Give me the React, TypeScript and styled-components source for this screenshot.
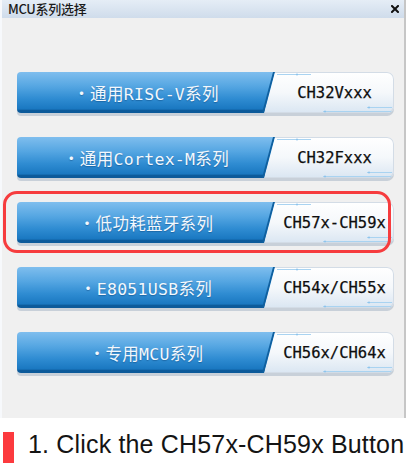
import React from "react";
import styled, { createGlobalStyle, css } from "styled-components";

const Global = createGlobalStyle`
  html, body { margin: 0; padding: 0; background: #ffffff; }
  body { width: 409px; height: 463px; overflow: hidden; font-family: "Noto Sans CJK SC", sans-serif; }
`;

const Page = styled.div`
  width: 409px;
  height: 463px;
  display: flex;
  flex-direction: column;
  background: #ffffff;
  overflow: hidden;
`;

const Window = styled.section`
  width: 406px;
  height: 418px;
  box-sizing: border-box;
  flex: none;
  background: #f0f0f0;
  border-left: 2px solid #f7f9fc;
  border-right: 2px solid #c6c6c6;
  display: flex;
  flex-direction: column;
`;

const TitleBar = styled.header`
  height: 18px;
  flex: none;
  display: flex;
  align-items: center;
  justify-content: space-between;
  padding: 0 5px 0 6px;
  background: linear-gradient(#e5edf6, #cfdceb);
  font: 500 13px/18px "Noto Sans CJK SC", sans-serif;
  color: #1a1a1a;
`;

const Title = styled.span`
  letter-spacing: -0.3px;
`;

const CloseIcon = styled.svg`
  width: 8px;
  height: 8px;
  display: block;
`;

const Body = styled.div`
  display: flex;
  flex-direction: column;
  gap: 24px;
  padding: 54px 0 0 15px;
`;

const Choice = styled.div<{ $highlight?: boolean }>`
  position: relative;
  width: 377px;
  height: 41px;
  display: flex;
  border-radius: 4px 7px 7px 4px;
  box-shadow: 0 3px 0 #c8d0d9;
  ${(p) =>
    p.$highlight &&
    css`
      &::after {
        content: "";
        position: absolute;
        left: -14px;
        top: -11px;
        width: 388px;
        height: 62px;
        box-sizing: border-box;
        border: 3.5px solid #f63c3e;
        border-radius: 14px;
        pointer-events: none;
        z-index: 3;
      }
    `}
`;

const BlueSide = styled.div`
  position: relative;
  z-index: 1;
  flex: none;
  width: 258px;
  height: 100%;
  box-sizing: border-box;
  border-radius: 4px 0 0 4px;
  clip-path: polygon(0 0, 100% 0, calc(100% - 11px) 100%, 0 100%);
  background: linear-gradient(
    #7fbeee 0%,
    #55a6e2 35%,
    #2f8cd2 65%,
    #1a78c1 90%,
    #0c5a9a 94%,
    #0c5a9a 100%
  );
  display: flex;
  align-items: center;
  justify-content: center;
  color: #f3f8fd;
  font: 16.5px "DejaVu Sans Mono", "Noto Sans CJK SC", monospace;
  letter-spacing: 0.3px;
  white-space: nowrap;
  text-shadow: 0 1px 1px rgba(0, 45, 95, 0.35);

  &::after {
    content: "";
    position: absolute;
    inset: 0;
    background: #10609f;
    clip-path: polygon(calc(100% - 2px) 0, 100% 0, calc(100% - 11px) 100%, calc(100% - 13px) 100%);
  }
`;

const WhiteSide = styled.div`
  position: relative;
  flex: 1;
  margin-left: -14px;
  padding-left: 14px;
  border-radius: 0 7px 7px 0;
  background: linear-gradient(#ffffff 0%, #f5f8fb 50%, #dae6f2 100%);
  box-shadow: inset 0 0 0 1px #d3dce6;
  display: flex;
  align-items: center;
  justify-content: center;
  overflow: hidden;
  font: 15.5px "DejaVu Sans Mono", monospace;
  color: #0e0e0e;
  white-space: nowrap;
  -webkit-text-stroke: 0.25px #0e0e0e;
`;

const Decor = styled.svg`
  position: absolute;
  left: 0;
  top: 0;
  width: 133px;
  height: 41px;
  pointer-events: none;
`;

const Caption = styled.div`
  display: flex;
  align-items: flex-start;
  gap: 14px;
  margin-top: 14px;
  padding-left: 3px;
  height: 31px;
`;

const Marker = styled.span`
  flex: none;
  width: 11px;
  height: 31px;
  background: #fc3a3e;
`;

const CaptionText = styled.p`
  margin: 0;
  font: 25px/25px "Liberation Sans", Arial, sans-serif;
  letter-spacing: 0.17px;
  color: #141414;
  white-space: nowrap;
`;

const items = [
  { name: "・通用RISC-V系列", chip: "CH32Vxxx" },
  { name: "・通用Cortex-M系列", chip: "CH32Fxxx" },
  { name: "・低功耗蓝牙系列", chip: "CH57x-CH59x", highlight: true },
  { name: "・E8051USB系列", chip: "CH54x/CH55x" },
  { name: "・专用MCU系列", chip: "CH56x/CH64x" },
];

function Ornament() {
  return (
    <Decor viewBox="0 0 133 41">
      <line x1="16" y1="2.5" x2="50" y2="2.5" stroke="#a9d3f1" strokeWidth="1" />
      <circle cx="36" cy="2.5" r="1" fill="#8cc3ec" />
      <line x1="106" y1="35.5" x2="131" y2="35.5" stroke="#a9d3f1" strokeWidth="1" />
      <circle cx="108" cy="35.5" r="1" fill="#8cc3ec" />
      <line x1="62" y1="39.5" x2="131" y2="39.5" stroke="#a9d3f1" strokeWidth="1" />
      <circle cx="64" cy="39.5" r="1" fill="#8cc3ec" />
    </Decor>
  );
}

export default function App() {
  return (
    <>
      <Global />
      <Page>
        <Window>
          <TitleBar>
            <Title>MCU系列选择</Title>
            <CloseIcon viewBox="0 0 8 8">
              <path d="M1 1 L7 7 M7 1 L1 7" stroke="#111" strokeWidth="2" strokeLinecap="square" />
            </CloseIcon>
          </TitleBar>
          <Body>
            {items.map((it) => (
              <Choice key={it.chip} $highlight={it.highlight}>
                <BlueSide>{it.name}</BlueSide>
                <WhiteSide>
                  <Ornament />
                  {it.chip}
                </WhiteSide>
              </Choice>
            ))}
          </Body>
        </Window>
        <Caption>
          <Marker />
          <CaptionText>1. Click the CH57x-CH59x Button</CaptionText>
        </Caption>
      </Page>
    </>
  );
}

• PROBLEM TO SOLVE:
Make an exact copy of the data, leaving its pictures out.

• RESPONSE BELOW:
Give me the React, TypeScript and styled-components source for this screenshot.
import React from "react";
import styled, { createGlobalStyle, css } from "styled-components";

const Global = createGlobalStyle`
  html, body { margin: 0; padding: 0; background: #ffffff; }
  body { width: 409px; height: 463px; overflow: hidden; font-family: "Noto Sans CJK SC", sans-serif; }
`;

const Page = styled.div`
  width: 409px;
  height: 463px;
  display: flex;
  flex-direction: column;
  background: #ffffff;
  overflow: hidden;
`;

const Window = styled.section`
  width: 406px;
  height: 418px;
  box-sizing: border-box;
  flex: none;
  background: #f0f0f0;
  border-left: 2px solid #f7f9fc;
  border-right: 2px solid #c6c6c6;
  display: flex;
  flex-direction: column;
`;

const TitleBar = styled.header`
  height: 18px;
  flex: none;
  display: flex;
  align-items: center;
  justify-content: space-between;
  padding: 0 5px 0 6px;
  background: linear-gradient(#e5edf6, #cfdceb);
  font: 500 13px/18px "Noto Sans CJK SC", sans-serif;
  color: #1a1a1a;
`;

const Title = styled.span`
  letter-spacing: -0.3px;
`;

const CloseIcon = styled.svg`
  width: 8px;
  height: 8px;
  display: block;
`;

const Body = styled.div`
  display: flex;
  flex-direction: column;
  gap: 24px;
  padding: 54px 0 0 15px;
`;

const Choice = styled.div<{ $highlight?: boolean }>`
  position: relative;
  width: 377px;
  height: 41px;
  display: flex;
  border-radius: 4px 7px 7px 4px;
  box-shadow: 0 3px 0 #c8d0d9;
  ${(p) =>
    p.$highlight &&
    css`
      &::after {
        content: "";
        position: absolute;
        left: -14px;
        top: -11px;
        width: 388px;
        height: 62px;
        box-sizing: border-box;
        border: 3.5px solid #f63c3e;
        border-radius: 14px;
        pointer-events: none;
        z-index: 3;
      }
    `}
`;

const BlueSide = styled.div`
  position: relative;
  z-index: 1;
  flex: none;
  width: 258px;
  height: 100%;
  box-sizing: border-box;
  border-radius: 4px 0 0 4px;
  clip-path: polygon(0 0, 100% 0, calc(100% - 11px) 100%, 0 100%);
  background: linear-gradient(
    #7fbeee 0%,
    #55a6e2 35%,
    #2f8cd2 65%,
    #1a78c1 90%,
    #0c5a9a 94%,
    #0c5a9a 100%
  );
  display: flex;
  align-items: center;
  justify-content: center;
  color: #f3f8fd;
  font: 16.5px "DejaVu Sans Mono", "Noto Sans CJK SC", monospace;
  letter-spacing: 0.3px;
  white-space: nowrap;
  text-shadow: 0 1px 1px rgba(0, 45, 95, 0.35);

  &::after {
    content: "";
    position: absolute;
    inset: 0;
    background: #10609f;
    clip-path: polygon(calc(100% - 2px) 0, 100% 0, calc(100% - 11px) 100%, calc(100% - 13px) 100%);
  }
`;

const WhiteSide = styled.div`
  position: relative;
  flex: 1;
  margin-left: -14px;
  padding-left: 14px;
  border-radius: 0 7px 7px 0;
  background: linear-gradient(#ffffff 0%, #f5f8fb 50%, #dae6f2 100%);
  box-shadow: inset 0 0 0 1px #d3dce6;
  display: flex;
  align-items: center;
  justify-content: center;
  overflow: hidden;
  font: 15.5px "DejaVu Sans Mono", monospace;
  color: #0e0e0e;
  white-space: nowrap;
  -webkit-text-stroke: 0.25px #0e0e0e;
`;

const Decor = styled.svg`
  position: absolute;
  left: 0;
  top: 0;
  width: 133px;
  height: 41px;
  pointer-events: none;
`;

const Caption = styled.div`
  display: flex;
  align-items: flex-start;
  gap: 14px;
  margin-top: 14px;
  padding-left: 3px;
  height: 31px;
`;

const Marker = styled.span`
  flex: none;
  width: 11px;
  height: 31px;
  background: #fc3a3e;
`;

const CaptionText = styled.p`
  margin: 0;
  font: 25px/25px "Liberation Sans", Arial, sans-serif;
  letter-spacing: 0.17px;
  color: #141414;
  white-space: nowrap;
`;

const items = [
  { name: "・通用RISC-V系列", chip: "CH32Vxxx" },
  { name: "・通用Cortex-M系列", chip: "CH32Fxxx" },
  { name: "・低功耗蓝牙系列", chip: "CH57x-CH59x", highlight: true },
  { name: "・E8051USB系列", chip: "CH54x/CH55x" },
  { name: "・专用MCU系列", chip: "CH56x/CH64x" },
];

function Ornament() {
  return (
    <Decor viewBox="0 0 133 41">
      <line x1="16" y1="2.5" x2="50" y2="2.5" stroke="#a9d3f1" strokeWidth="1" />
      <circle cx="36" cy="2.5" r="1" fill="#8cc3ec" />
      <line x1="106" y1="35.5" x2="131" y2="35.5" stroke="#a9d3f1" strokeWidth="1" />
      <circle cx="108" cy="35.5" r="1" fill="#8cc3ec" />
      <line x1="62" y1="39.5" x2="131" y2="39.5" stroke="#a9d3f1" strokeWidth="1" />
      <circle cx="64" cy="39.5" r="1" fill="#8cc3ec" />
    </Decor>
  );
}

export default function App() {
  return (
    <>
      <Global />
      <Page>
        <Window>
          <TitleBar>
            <Title>MCU系列选择</Title>
            <CloseIcon viewBox="0 0 8 8">
              <path d="M1 1 L7 7 M7 1 L1 7" stroke="#111" strokeWidth="2" strokeLinecap="square" />
            </CloseIcon>
          </TitleBar>
          <Body>
            {items.map((it) => (
              <Choice key={it.chip} $highlight={it.highlight}>
                <BlueSide>{it.name}</BlueSide>
                <WhiteSide>
                  <Ornament />
                  {it.chip}
                </WhiteSide>
              </Choice>
            ))}
          </Body>
        </Window>
        <Caption>
          <Marker />
          <CaptionText>1. Click the CH57x-CH59x Button</CaptionText>
        </Caption>
      </Page>
    </>
  );
}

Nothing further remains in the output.